Among the top benefits of opening a balance transfer card with a promotional APR is the reprieve you get from paying the standard interest rate‚ but for a limited time only. It’s essential to manage the card well and take full advantage of this opportunity to pay off your balance and get a handle on your debt.

Initiating the transfer

First, make sure that the balances you want to consolidate are accurate and initiate the transfer promptly. The clock on an introductory APR period usually starts ticking as soon as you open the account. You should initiate the transfers right away to get as much time as possible to pay a lower rate (or no interest if you have a 0 percent intro APR offer).

Also, be aware that some cards come with a deadline to transfer balances, which might be 60, 90 or 120 days from account opening. Issuers generally charge the standard APR on balances you transfer after that deadline has passed.

If the balance transfer limit on your new card isn’t high enough to transfer all your existing balances, put your cards in order from highest to lowest APR. Transfer the balance from the card with the highest APR first, then the second highest and so on, until you have consolidated the maximum allowed.

Pay on time

It’s essential to pay your bill on time. If you pay late, you’ll incur fees, which would offset some of the savings from consolidating your credit card debt. Additionally, falling behind on your payments will likely cause you to lose your introductory APR, and you could even face a penalty APR instead.

While you need to pay at least the minimum each month, you’ll make progress faster if you pay more. Divide the amount you want to pay off during the introductory period by the number of months it lasts to get an idea of how large your payments should be. For example, if you have an intro APR for 12 months and you owe $6,000, then paying at least $500 per month will keep you on track to eliminate your debt by the time the introductory period is up.

Many cards apply different terms for balance transfers and for purchases, so check the purchase APR before shopping with your balance transfer card. You likely won’t enjoy a grace period for purchases on your balance transfer card, as you’ll be carrying a balance each month. This means that until you’ve paid off your entire balance to earn back your grace period, any new purchases will attract interest right away.

What to do as you near the end of your introductory APR period

Your credit card company will start charging a higher rate on your remaining balance when the intro APR period ends, so it’s essential to know when that will happen. Mark the final day of your introductory APR period on your calendar. You may want to set up an alert on your phone to remind yourself a week or two before the introductory period is up.

If you’re able to pay off the remainder of your balance while you’re still in the introductory period, that’s ideal. You’ll avoid a jump in interest when the promotional period ends, and the credit card debt you consolidated will be taken care of.

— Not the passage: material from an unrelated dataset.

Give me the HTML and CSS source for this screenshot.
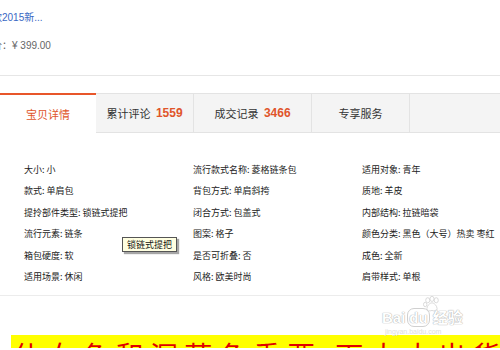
FILE: index.html
```html
<!DOCTYPE html>
<html lang="zh-CN">
<head>
    <meta charset="UTF-8">
    <meta name="viewport" content="width=device-width, initial-scale=1.0">
    <title>宝贝详情</title>
    <link rel="stylesheet" href="styles.css">
</head>
<body>

    <div class="summary">
        <div class="item-title">款2015新...</div>
        <div class="item-price">价：¥ 399.00</div>
    </div>

    <!-- Pestañas -->
    <ul class="tabs">
        <li class="tab active">宝贝详情</li>
        <li class="tab">累计评论 <b>1559</b></li>
        <li class="tab wide">成交记录 <b>3466</b></li>
        <li class="tab">专享服务</li>
        <li class="tab rest"></li>
    </ul>

    <!-- Atributos -->
    <div class="attrs">
        <div>大小: 小</div>
        <div>流行款式名称: 菱格链条包</div>
        <div>适用对象: 青年</div>
        <div>款式: 单肩包</div>
        <div>背包方式: 单肩斜挎</div>
        <div>质地: 羊皮</div>
        <div>提拎部件类型: 锁链式提把</div>
        <div>闭合方式: 包盖式</div>
        <div>内部结构: 拉链暗袋</div>
        <div class="has-tip">流行元素: 链条<span class="tooltip">锁链式提把</span></div>
        <div>图案: 格子</div>
        <div>颜色分类: 黑色（大号）热卖 枣红</div>
        <div>箱包硬度: 软</div>
        <div>是否可折叠: 否</div>
        <div>成色: 全新</div>
        <div>适用场景: 休闲</div>
        <div>风格: 欧美时尚</div>
        <div>肩带样式: 单根</div>
    </div>

    <div class="footer">
        <div class="watermark">
            <svg class="paw" width="20" height="17" viewBox="0 0 22 20">
                <ellipse cx="6" cy="5" rx="2.4" ry="3" />
                <ellipse cx="11" cy="3.4" rx="2.4" ry="3" />
                <ellipse cx="16" cy="5" rx="2.4" ry="3" />
                <ellipse cx="3" cy="10" rx="2" ry="2.6" />
                <path d="M11 8c3 0 6 4 6 7 0 3-3 3-6 2-3 1-6 1-6-2 0-3 3-7 6-7z" />
            </svg>
            <div class="wm-logo">Bai<span class="du">du</span>经验</div>
            <div class="wm-url">jingyan.baidu.com</div>
        </div>
        <div class="banner">仕 女 色 和 深 蓝 色 重 要<i class="dot"></i>下 大 大 出 货 ，其 实</div>
    </div>

</body>
</html>
```

FILE: styles.css
```css
/* Estilo general */
body {
    font-family: "Liberation Sans", "Noto Sans CJK SC", sans-serif;
    margin: 0;
    padding: 0;
    background-color: #fff;
    color: #333;
    overflow: hidden;
}

.summary {
    padding-top: 11px;
    height: 64px;
    border-bottom: 1px solid #e6e6e6;
    font-size: 10px;
    line-height: 14px;
}

.item-title {
    color: #3a68c4;
    margin-left: -8px;
}

.item-price {
    color: #666;
    margin-top: 14px;
    margin-left: -8px;
}

.tabs {
    display: flex;
    list-style: none;
    margin: 17px 0 0 0;
    padding: 0;
    height: 40px;
}

.tab {
    width: 97px;
    background-color: #f4f4f4;
    border-top: 1px solid #e3e3e3;
    border-bottom: 1px solid #e3e3e3;
    border-right: 1px solid #e3e3e3;
    display: flex;
    align-items: center;
    justify-content: center;
    font-family: "Noto Sans CJK SC", sans-serif;
    font-size: 11px;
    color: #333;
    white-space: pre;
}

.tab.wide {
    width: 117px;
}

.tab.rest {
    flex: 1;
    border-right: none;
}

.tab b {
    font-family: "Liberation Sans", sans-serif;
    font-size: 12px;
    color: #e0552b;
    margin-left: 3px;
}

.tab.active {
    width: 96px;
    background-color: #fff;
    border-top: 2px solid #e8562a;
    border-right: none;
    border-bottom: none;
    color: #e0552b;
}

.attrs {
    display: grid;
    grid-template-columns: 169px 169px 1fr;
    grid-auto-rows: 21.4px;
    padding: 26px 0 8px 24px;
    height: 128px;
    border-bottom: 1px solid #ececec;
    font-family: "Noto Sans CJK SC", sans-serif;
    font-size: 9px;
    line-height: 21.4px;
    color: #222;
}

.has-tip {
    position: relative;
}

.tooltip {
    position: absolute;
    left: 98px;
    top: 14px;
    padding: 0 4px;
    line-height: 13px;
    background-color: #ffffe1;
    border: 1px solid #555;
    box-shadow: 2px 2px 1px rgba(0, 0, 0, 0.35);
    color: #111;
}

.footer {
    position: relative;
    padding-top: 39px;
}

.watermark {
    position: absolute;
    left: 382px;
    top: 0;
    width: 92px;
    color: #fff;
    white-space: nowrap;
}

.paw {
    display: block;
    margin: 0 0 0 40px;
    fill: #fff;
    stroke: #d0d0d0;
    stroke-width: 0.9;
}

.wm-logo {
    font-family: "Liberation Sans", "Noto Sans CJK SC", sans-serif;
    font-weight: bold;
    font-size: 15px;
    line-height: 15px;
    margin-top: -3px;
    text-shadow: 0 0 1px #aaa, 0 0 1px #aaa;
}

.wm-logo .du {
    border: 1px solid #d0d0d0;
    border-radius: 7px;
    padding: 0 1px;
    margin: 0 3px 0 2px;
}

.wm-url {
    font-size: 7px;
    line-height: 8px;
    margin: 3px 0 0 3px;
    color: #ddd;
}

.banner {
    margin-left: 11px;
    height: 13px;
    overflow: hidden;
    background-color: #ffff00;
    color: #e00000;
    font-family: "Noto Sans CJK SC", sans-serif;
    font-size: 28px;
    line-height: 40px;
    white-space: nowrap;
    padding-left: 2px;
}

.banner .dot {
    display: inline-block;
    width: 12px;
    height: 12px;
    background-color: #e00000;
    margin: 0 8px 0 0;
}
```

If paying off the entire balance is not possible, you could transfer the balance to another card with an introductory APR offer. In this case, you’ll need to once again come up with a plan to repay the consolidated debt.

Alternatively, you could try to negotiate the APR with the credit card company. However, even if the company agrees to lower the rate, you probably aren’t going to get an APR that’s as good as the promotional offer.

Alternative ways to manage your debt

Using balance transfer cards with 0 percent intro APRs can be a great way to pay off debt quickly, but they may not be right for every situation. If you’re unsure whether you should get a balance transfer card or whether you’d qualify for one, here are alternatives to consider.

Debt snowball or debt avalanche

The debt snowball and debt avalanche methods are debt repayment strategies that aim to eliminate debt quickly by paying off balances one at a time. Both methods can easily be set up on your own, and neither requires special purchases, taking out new loans or paying additional fees.

With the debt snowball method, you pay off your debts with the smallest balances first, building momentum as you go. Start by organizing your debts from the lowest balance owed to the highest. Then, use all of your available funds to pay extra toward the debt with the lowest balance each month (while still making minimum payments toward your other debts). Once you pay off the first bill, use the additional money you have available to attack the next smallest balance, and then the next, until you’ve paid off all of your debts.

The debt avalanche method uses a similar philosophy of attacking one debt at a time. However, instead of paying off your balances in order from lowest to highest, you pay the debt with the highest interest rate first (while still making minimum payments on the others). When the debt with the highest interest rate is paid off, you work on paying down the debt with the next highest rate, and so on. This method could help you save more money in interest than the debt snowball, but it can be harder to build momentum quickly.

Debt consolidation

Similar to using a balance transfer card, a debt consolidation loan helps you combine all of your high interest debts into a single loan with a lower interest rate. This new loan pays off all of your old debts, which means that you only have one monthly payment to make. Debt consolidation can be a good fit for those with high interest debt at variable rates, although you’ll need to ensure that the consolidation loan offers a lower fixed rate before moving forward.

Credit counseling

Seeking advice from a nonprofit credit counseling agency is a good alternative to using a balance transfer card, especially if you’re struggling with your debt. These agencies can help you set up a debt management plan. In most cases, you pay the agency each month, and they pay each creditor on your behalf.

Debt settlement

If you’re in an extremely precarious situation with your debt, pursuing a debt settlement strategy may be an option. Debt settlements are reached by negotiating directly with your creditors to pay less than what you actually owe to settle your debt. This is done either on your own or by working with a debt settlement company, and you typically stop paying on your debt while negotiations are underway.

But pursuing a debt settlement strategy is risky. Not only could the strategy affect your credit score, but your creditors might reject your offer — which could eventually lead to you having to file for bankruptcy.

The bottom line

If you manage them well, the best balance transfer credit cards can help you pay off high-interest credit card debt without the weight of additional interest on your balance. Plan ahead, select a card that’s right for your budget and steadily pay down your balance during the introductory APR period to get the most value from the card.